The establishment GOP’s frustration was channeled in a single tweet over the weekend, not from Trump but from Rep. Austin Scott, Ga., whose biting accusation raised eyebrows in GOP circles because Scott is not known to be a flamethrower:

Scott tweeted, “Mark Meadows betrayed Trump and America and supported Pelosi and Dems to protect Obamacare.”

Poe is not the first lawmaker to resign from the Freedom Caucus.

In September 2015, Rep. Tom McClintock, R-Calif., became the first to step away from the group as it threatened to shut down the government over federal funding for Planned Parenthood. In a comment that channels what Trump said Sunday, McClintock protested the group’s tactics as playing right into the hands of the Democrats.
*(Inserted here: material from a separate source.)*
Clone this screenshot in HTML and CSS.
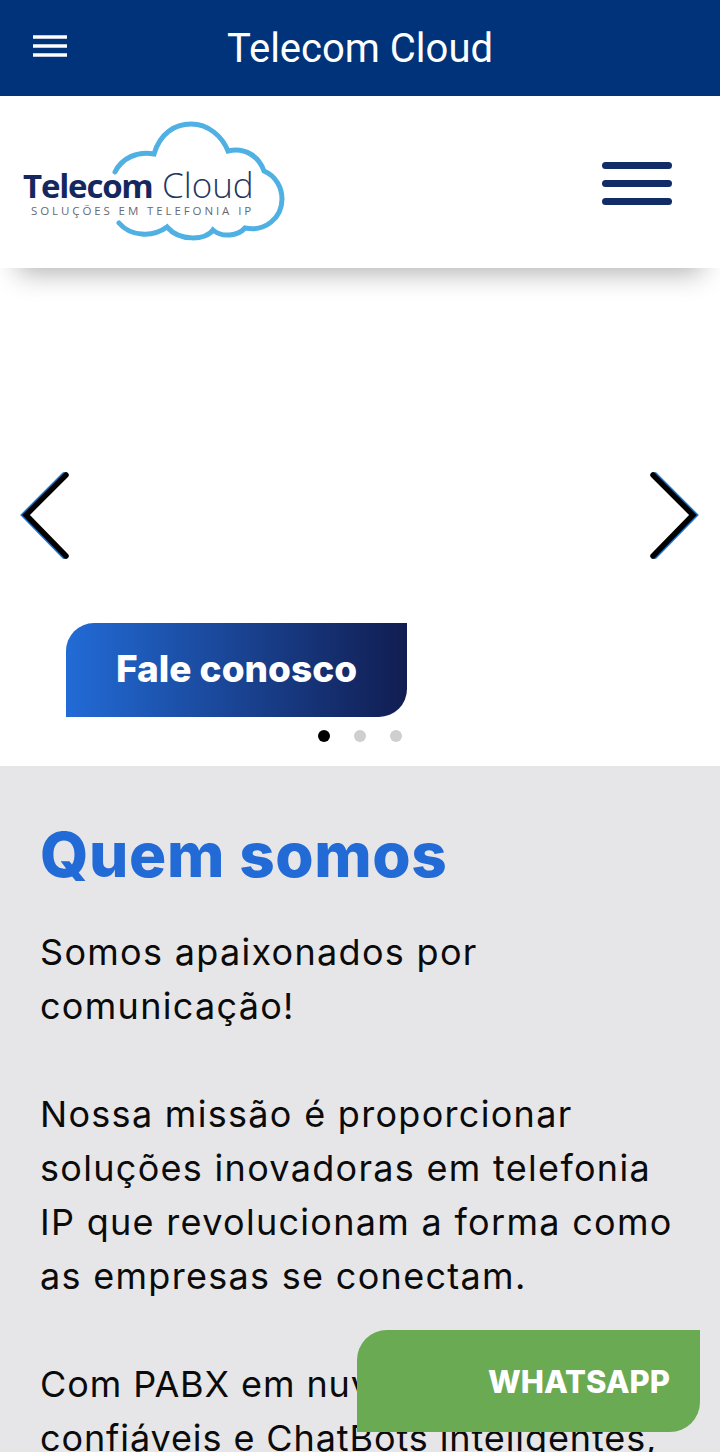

“It has thwarted vital conservative policy objectives,” he wrote, “and wittingly become Nancy Pelosi’s tactical ally.”

In October 2015, Rep. Reid Ribble, R-Wis., resigned after the Freedom Caucus played a role in forcing then-Rep. John Boehner, R-Wis., to resign as House speaker.

“I was a member of the Freedom Caucus in the very beginning because we were focused on making process reforms to get every Member’s voice heard and advance conservative policy,” Ribble said in a statement. “When the Speaker resigned and they pivoted to focusing on the leadership race, I withdrew.”